**WORK TO COMPLETE**
Pictures excluded, copy word for word the lines from the one holding "Convert this screenshot" through the last line below.

**RECORDS FOR THE EXERCISE**
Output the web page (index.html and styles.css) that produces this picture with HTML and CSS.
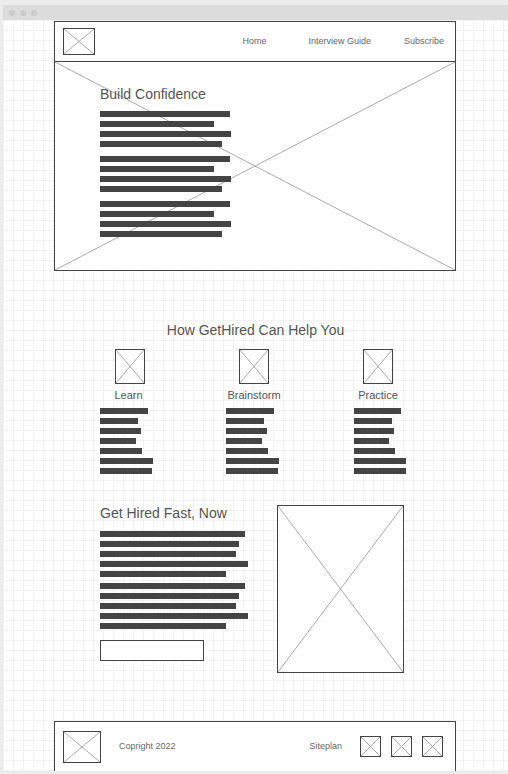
FILE: index.html
```html
<!DOCTYPE html>
<html lang="en">
<head>
    <meta charset="UTF-8">
    <meta name="viewport" content="width=device-width, initial-scale=1.0">
    <title>GetHired Wireframe</title>
    <link rel="stylesheet" href="styles.css">
</head>
<body>
    <div class="window">
        <div class="titlebar">
            <span class="dot"></span><span class="dot"></span><span class="dot"></span>
        </div>
        <div class="canvas">
            <div class="page">
                <!-- header -->
                <header class="header">
                    <div class="ph logo">
                        <svg class="x" viewBox="0 0 100 100" preserveAspectRatio="none"><line x1="0" y1="0" x2="100" y2="100"/><line x1="100" y1="0" x2="0" y2="100"/></svg>
                    </div>
                    <nav class="nav">
                        <a href="#">Home</a>
                        <a href="#">Interview Guide</a>
                        <a href="#">Subscribe</a>
                    </nav>
                </header>

                <!-- hero -->
                <section class="hero">
                    <svg class="x" viewBox="0 0 100 100" preserveAspectRatio="none"><line x1="0" y1="0" x2="100" y2="100"/><line x1="100" y1="0" x2="0" y2="100"/></svg>
                    <div class="hero-content">
                        <h1 class="title">Build Confidence</h1>
                        <div class="lines">
                            <div class="bar" style="width:130px"></div>
                            <div class="bar" style="width:114px"></div>
                            <div class="bar" style="width:131px"></div>
                            <div class="bar" style="width:122px"></div>
                        </div>
                        <div class="lines">
                            <div class="bar" style="width:130px"></div>
                            <div class="bar" style="width:114px"></div>
                            <div class="bar" style="width:131px"></div>
                            <div class="bar" style="width:122px"></div>
                        </div>
                        <div class="lines">
                            <div class="bar" style="width:130px"></div>
                            <div class="bar" style="width:114px"></div>
                            <div class="bar" style="width:131px"></div>
                            <div class="bar" style="width:122px"></div>
                        </div>
                    </div>
                </section>

                <!-- features -->
                <section class="help">
                    <h2 class="title center">How GetHired Can Help You</h2>
                    <div class="features">
                        <div class="feature learn">
                            <div class="ph icon">
                                <svg class="x" viewBox="0 0 100 100" preserveAspectRatio="none"><line x1="0" y1="0" x2="100" y2="100"/><line x1="100" y1="0" x2="0" y2="100"/></svg>
                            </div>
                            <div class="label">Learn</div>
                            <div class="lines">
                                <div class="bar" style="width:48px"></div>
                                <div class="bar" style="width:38px"></div>
                                <div class="bar" style="width:41px"></div>
                                <div class="bar" style="width:36px"></div>
                                <div class="bar" style="width:42px"></div>
                                <div class="bar" style="width:53px"></div>
                                <div class="bar" style="width:52px"></div>
                            </div>
                        </div>
                        <div class="feature brainstorm">
                            <div class="ph icon">
                                <svg class="x" viewBox="0 0 100 100" preserveAspectRatio="none"><line x1="0" y1="0" x2="100" y2="100"/><line x1="100" y1="0" x2="0" y2="100"/></svg>
                            </div>
                            <div class="label">Brainstorm</div>
                            <div class="lines">
                                <div class="bar" style="width:48px"></div>
                                <div class="bar" style="width:38px"></div>
                                <div class="bar" style="width:41px"></div>
                                <div class="bar" style="width:36px"></div>
                                <div class="bar" style="width:42px"></div>
                                <div class="bar" style="width:53px"></div>
                                <div class="bar" style="width:52px"></div>
                            </div>
                        </div>
                        <div class="feature practice">
                            <div class="ph icon">
                                <svg class="x" viewBox="0 0 100 100" preserveAspectRatio="none"><line x1="0" y1="0" x2="100" y2="100"/><line x1="100" y1="0" x2="0" y2="100"/></svg>
                            </div>
                            <div class="label">Practice</div>
                            <div class="lines">
                                <div class="bar" style="width:47px"></div>
                                <div class="bar" style="width:38px"></div>
                                <div class="bar" style="width:40px"></div>
                                <div class="bar" style="width:35px"></div>
                                <div class="bar" style="width:41px"></div>
                                <div class="bar" style="width:52px"></div>
                                <div class="bar" style="width:52px"></div>
                            </div>
                        </div>
                    </div>
                </section>

                <!-- get hired -->
                <section class="promo">
                    <div class="promo-text">
                        <h2 class="title">Get Hired Fast, Now</h2>
                        <div class="lines tall">
                            <div class="bar" style="width:145px"></div>
                            <div class="bar" style="width:139px"></div>
                            <div class="bar" style="width:136px"></div>
                            <div class="bar" style="width:148px"></div>
                            <div class="bar" style="width:126px"></div>
                        </div>
                        <div class="lines tall">
                            <div class="bar" style="width:145px"></div>
                            <div class="bar" style="width:139px"></div>
                            <div class="bar" style="width:136px"></div>
                            <div class="bar" style="width:148px"></div>
                            <div class="bar" style="width:126px"></div>
                        </div>
                        <div class="button"></div>
                    </div>
                    <div class="ph picture">
                        <svg class="x" viewBox="0 0 100 100" preserveAspectRatio="none"><line x1="0" y1="0" x2="100" y2="100"/><line x1="100" y1="0" x2="0" y2="100"/></svg>
                    </div>
                </section>

                <!-- footer -->
                <footer class="footer">
                    <div class="ph footer-logo">
                        <svg class="x" viewBox="0 0 100 100" preserveAspectRatio="none"><line x1="0" y1="0" x2="100" y2="100"/><line x1="100" y1="0" x2="0" y2="100"/></svg>
                    </div>
                    <span class="copyright">Copright 2022</span>
                    <span class="siteplan">Siteplan</span>
                    <div class="social">
                        <div class="ph social-icon">
                            <svg class="x" viewBox="0 0 100 100" preserveAspectRatio="none"><line x1="0" y1="0" x2="100" y2="100"/><line x1="100" y1="0" x2="0" y2="100"/></svg>
                        </div>
                        <div class="ph social-icon">
                            <svg class="x" viewBox="0 0 100 100" preserveAspectRatio="none"><line x1="0" y1="0" x2="100" y2="100"/><line x1="100" y1="0" x2="0" y2="100"/></svg>
                        </div>
                        <div class="ph social-icon">
                            <svg class="x" viewBox="0 0 100 100" preserveAspectRatio="none"><line x1="0" y1="0" x2="100" y2="100"/><line x1="100" y1="0" x2="0" y2="100"/></svg>
                        </div>
                    </div>
                </footer>
            </div>
        </div>
    </div>
</body>
</html>
```

FILE: styles.css
```css
body {
    margin: 0;
    background-color: #ececec;
    font-family: "Liberation Sans", Arial, sans-serif;
    color: #555;
    overflow: hidden;
}
.window {
    margin: 5px 0 0 3px;
    width: 505px;
    height: 766px;
}
.titlebar {
    height: 15px;
    background-color: #dcdcdc;
    display: flex;
    align-items: center;
    gap: 5px;
    padding-left: 6px;
}
.dot {
    width: 6px;
    height: 6px;
    border-radius: 50%;
    background-color: #cbcbcb;
}
.canvas {
    height: 751px;
    background-color: #fff;
    background-image:
        linear-gradient(to right, #f2f2f2 1px, transparent 1px),
        linear-gradient(to bottom, #f2f2f2 1px, transparent 1px);
    background-size: 10px 10px;
}
.page {
    width: 402px;
    margin-left: 51px;
    padding-top: 1px;
    display: flex;
    flex-direction: column;
}

/* placeholders */
.ph {
    position: relative;
    box-sizing: border-box;
    border: 1px solid #444;
    background-color: #fff;
}
.x {
    position: absolute;
    top: 0;
    left: 0;
    width: 100%;
    height: 100%;
}
.x line {
    stroke: #aaa;
    stroke-width: 1;
    vector-effect: non-scaling-stroke;
}

/* text bars */
.lines {
    display: flex;
    flex-direction: column;
    gap: 4px;
}
.bar {
    height: 6px;
    background-color: #444;
}
.title {
    margin: 0;
    font-size: 14px;
    font-weight: normal;
    line-height: 16px;
    color: #555;
}
.center {
    text-align: center;
}

/* header */
.header {
    box-sizing: border-box;
    height: 41px;
    border: 1px solid #444;
    background-color: #fff;
    display: flex;
    align-items: center;
    padding: 0 11px 0 8px;
}
.logo {
    width: 32px;
    height: 27px;
}
.nav {
    margin-left: auto;
    margin-bottom: 2px;
    display: flex;
    font-size: 9px;
}
.nav a {
    color: #666;
    text-decoration: none;
}
.nav a:nth-child(2) {
    margin-left: 42px;
}
.nav a:nth-child(3) {
    margin-left: 33px;
}

/* hero */
.hero {
    position: relative;
    box-sizing: border-box;
    height: 209px;
    border: 1px solid #444;
    border-top: none;
    background-color: #fff;
}
.hero-content {
    position: relative;
    padding: 25px 0 0 45px;
    display: flex;
    flex-direction: column;
    gap: 9px;
}
.hero-content .title {
    line-height: 15px;
}

/* features */
.help {
    margin-top: 51px;
    padding-left: 1px;
}
.features {
    display: flex;
    margin-top: 11px;
}
.feature {
    display: flex;
    flex-direction: column;
    align-items: center;
}
.feature .lines {
    align-self: flex-start;
    margin-top: 6px;
}
.learn {
    width: 60px;
    margin-left: 45px;
}
.brainstorm {
    width: 56px;
    margin-left: 66px;
}
.practice {
    width: 48px;
    margin-left: 72px;
}
.icon {
    width: 30px;
    height: 35px;
}
.label {
    margin-top: 5px;
    font-size: 11px;
    line-height: 13px;
    white-space: nowrap;
}
.learn .label {
    margin-right: 3px;
}

/* promo */
.promo {
    margin-top: 31px;
    display: flex;
    align-items: flex-start;
}
.promo-text {
    width: 177px;
    padding-left: 46px;
    display: flex;
    flex-direction: column;
}
.promo-text .title {
    margin-bottom: 10px;
}
.lines.tall + .lines.tall {
    margin-top: 6px;
}
.button {
    box-sizing: border-box;
    width: 104px;
    height: 21px;
    margin-top: 11px;
    border: 1px solid #444;
    background-color: #fff;
}
.picture {
    width: 127px;
    height: 168px;
}

/* footer */
.footer {
    box-sizing: border-box;
    height: 51px;
    margin-top: 48px;
    border: 1px solid #444;
    background-color: #fff;
    display: flex;
    align-items: center;
    padding: 0 12px 0 8px;
    font-size: 9px;
    color: #666;
}
.footer-logo {
    width: 38px;
    height: 32px;
}
.copyright {
    margin-left: 18px;
    margin-bottom: 2px;
}
.siteplan {
    margin-left: auto;
    margin-bottom: 2px;
}
.social {
    display: flex;
    gap: 10px;
    margin-left: 18px;
}
.social-icon {
    width: 21px;
    height: 21px;
}
```
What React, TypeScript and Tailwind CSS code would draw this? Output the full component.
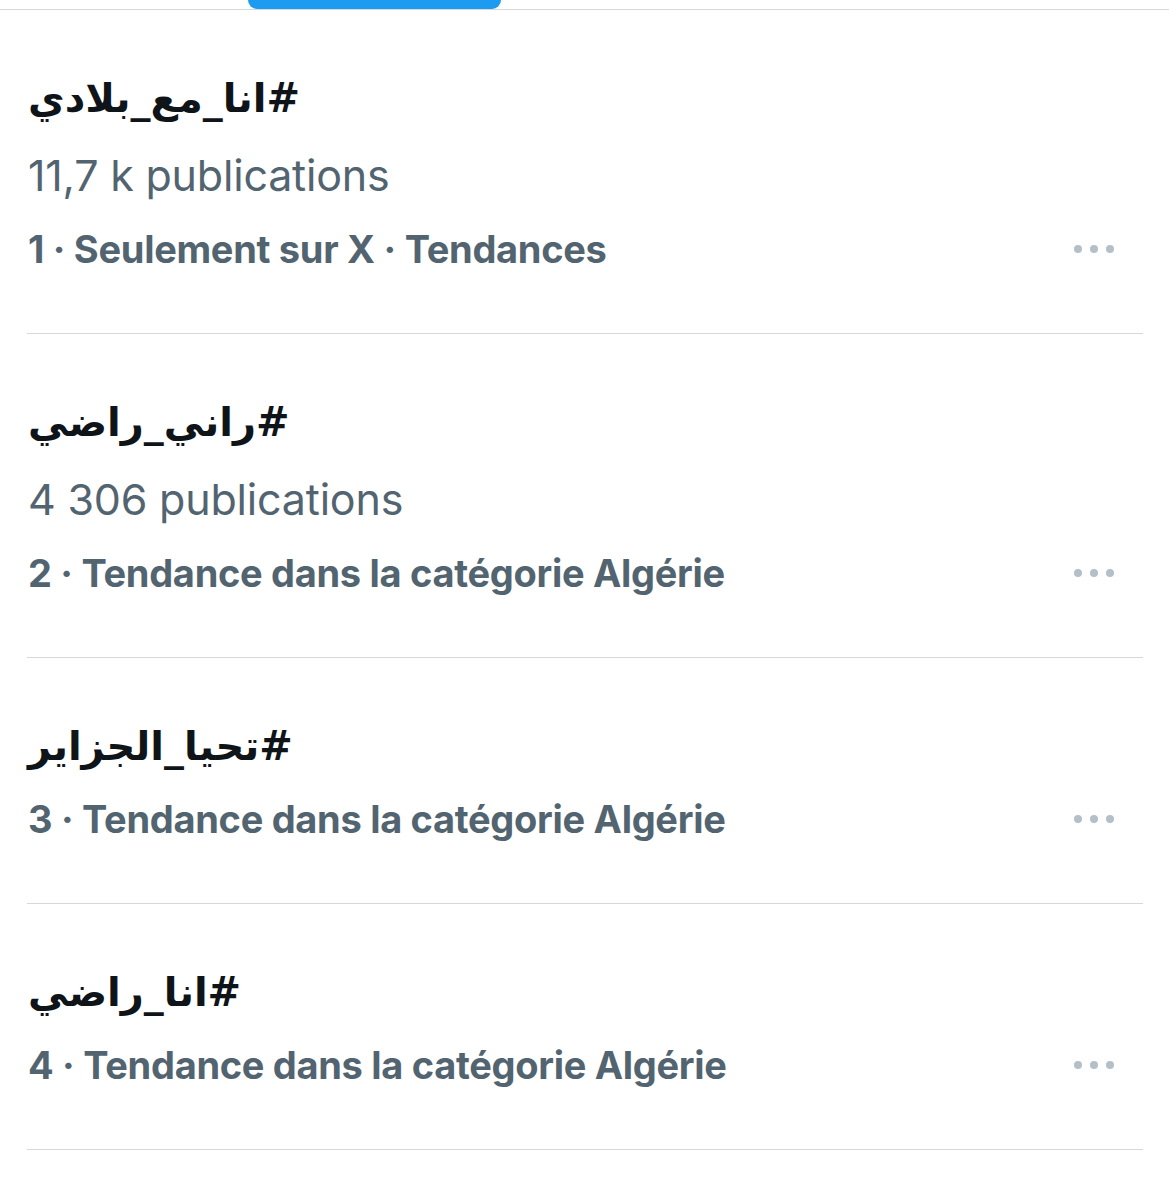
import React from "react";

type Trend = {
  tag: string;
  count?: string;
  meta: string;
};

const trends: Trend[] = [
  { tag: "#انا_مع_بلادي", count: "11,7 k publications", meta: "1 · Seulement sur X · Tendances" },
  { tag: "#راني_راضي", count: "4 306 publications", meta: "2 · Tendance dans la catégorie Algérie" },
  { tag: "#تحيا_الجزاير", meta: "3 · Tendance dans la catégorie Algérie" },
  { tag: "#انا_راضي", meta: "4 · Tendance dans la catégorie Algérie" },
];

function Dots() {
  return (
    <div className="flex items-center gap-[8px]">
      <span className="block h-[8px] w-[8px] rounded-full bg-[#b3c0c8]" />
      <span className="block h-[8px] w-[8px] rounded-full bg-[#b3c0c8]" />
      <span className="block h-[8px] w-[8px] rounded-full bg-[#b3c0c8]" />
    </div>
  );
}

export default function App() {
  return (
    <div
      className="min-h-[1186px] w-full bg-white"
      style={{ fontFamily: "Inter, 'Liberation Sans', 'DejaVu Sans', sans-serif" }}
    >
      <div className="relative h-[10px] border-b border-[#d5d9db]">
        <div className="absolute left-[248px] top-0 h-[9px] w-[253px] rounded-b-full bg-[#1d9bf0]" />
      </div>
      <div>
        {trends.map((t, i) => (
          <div
            key={i}
            className="ml-[27px] mr-[26px] border-b border-[#d5d9db] pt-[50px] pb-[49px]"
          >
            <div className="h-[76px] flex items-center pl-[1px]">
              <span
                dir="rtl"
                className="inline-block text-[40px] font-bold text-[#0f1419]"
                style={{ fontFamily: "'DejaVu Sans', 'Noto Sans', sans-serif" }}
              >
                {t.tag}
              </span>
            </div>
            {t.count && (
              <div className="h-[78px] flex items-center pl-[1px] text-[43px] text-[#536471] tracking-[-0.2px]">
                {t.count}
              </div>
            )}
            <div className="h-[70px] flex items-center justify-between pl-[1px] pr-[29px]">
              <span className="text-[38px] font-bold text-[#536471] tracking-[-0.3px]">{t.meta}</span>
              <Dots />
            </div>
          </div>
        ))}
      </div>
    </div>
  );
}
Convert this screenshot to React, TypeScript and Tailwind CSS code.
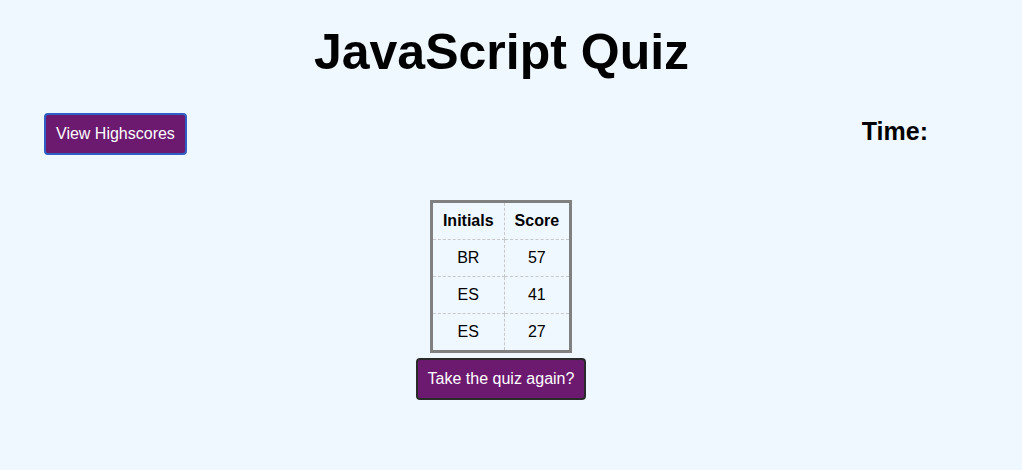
import React from "react";

const rows = [
  ["BR", "57"],
  ["ES", "41"],
  ["ES", "27"],
];

export default function App() {
  return (
    <div
      className="min-h-[470px] w-full bg-[#f0f8ff] text-black"
      style={{ fontFamily: '"Liberation Sans", Arial, sans-serif' }}
    >
      <h1 className="pr-[19px] pt-[23px] text-center text-[50px] font-bold leading-[58px]">JavaScript Quiz</h1>
      <div className="mt-[32px] flex items-start justify-between pl-[44px] pr-[94px]">
        <button className="h-[42px] rounded-[4px] border-2 border-[#2f5fc4] bg-[#6b1a6f] px-[10px] text-[16px] text-white">
          View Highscores
        </button>
        <div className="pt-[4px] text-[25px] font-bold leading-[28px]">Time:</div>
      </div>
      <div className="mt-[45px] flex flex-col items-center pr-[20px]">
        <table className="border-collapse border-[3px] border-solid border-[#808080] text-[16px]">
          <thead>
            <tr>
              <th className="border border-dashed border-[#c8c8c8] px-[10px] py-[9px] leading-[18px]">Initials</th>
              <th className="border border-dashed border-[#c8c8c8] px-[10px] py-[9px] leading-[18px]">Score</th>
            </tr>
          </thead>
          <tbody>
            {rows.map((r, i) => (
              <tr key={i}>
                <td className="border border-dashed border-[#c8c8c8] px-[10px] py-[9px] text-center leading-[18px]">{r[0]}</td>
                <td className="border border-dashed border-[#c8c8c8] px-[10px] py-[9px] text-center leading-[18px]">{r[1]}</td>
              </tr>
            ))}
          </tbody>
        </table>
        <button className="mt-[5px] h-[42px] rounded-[4px] border-2 border-[#2a2a2a] bg-[#6b1a6f] px-[10px] text-[16px] text-white">
          Take the quiz again?
        </button>
      </div>
    </div>
  );
}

**SOLUTION TO THIS TASK**
Convert this screenshot to React, TypeScript and Tailwind CSS code.
import React from "react";

const rows = [
  ["BR", "57"],
  ["ES", "41"],
  ["ES", "27"],
];

export default function App() {
  return (
    <div
      className="min-h-[470px] w-full bg-[#f0f8ff] text-black"
      style={{ fontFamily: '"Liberation Sans", Arial, sans-serif' }}
    >
      <h1 className="pr-[19px] pt-[23px] text-center text-[50px] font-bold leading-[58px]">JavaScript Quiz</h1>
      <div className="mt-[32px] flex items-start justify-between pl-[44px] pr-[94px]">
        <button className="h-[42px] rounded-[4px] border-2 border-[#2f5fc4] bg-[#6b1a6f] px-[10px] text-[16px] text-white">
          View Highscores
        </button>
        <div className="pt-[4px] text-[25px] font-bold leading-[28px]">Time:</div>
      </div>
      <div className="mt-[45px] flex flex-col items-center pr-[20px]">
        <table className="border-collapse border-[3px] border-solid border-[#808080] text-[16px]">
          <thead>
            <tr>
              <th className="border border-dashed border-[#c8c8c8] px-[10px] py-[9px] leading-[18px]">Initials</th>
              <th className="border border-dashed border-[#c8c8c8] px-[10px] py-[9px] leading-[18px]">Score</th>
            </tr>
          </thead>
          <tbody>
            {rows.map((r, i) => (
              <tr key={i}>
                <td className="border border-dashed border-[#c8c8c8] px-[10px] py-[9px] text-center leading-[18px]">{r[0]}</td>
                <td className="border border-dashed border-[#c8c8c8] px-[10px] py-[9px] text-center leading-[18px]">{r[1]}</td>
              </tr>
            ))}
          </tbody>
        </table>
        <button className="mt-[5px] h-[42px] rounded-[4px] border-2 border-[#2a2a2a] bg-[#6b1a6f] px-[10px] text-[16px] text-white">
          Take the quiz again?
        </button>
      </div>
    </div>
  );
}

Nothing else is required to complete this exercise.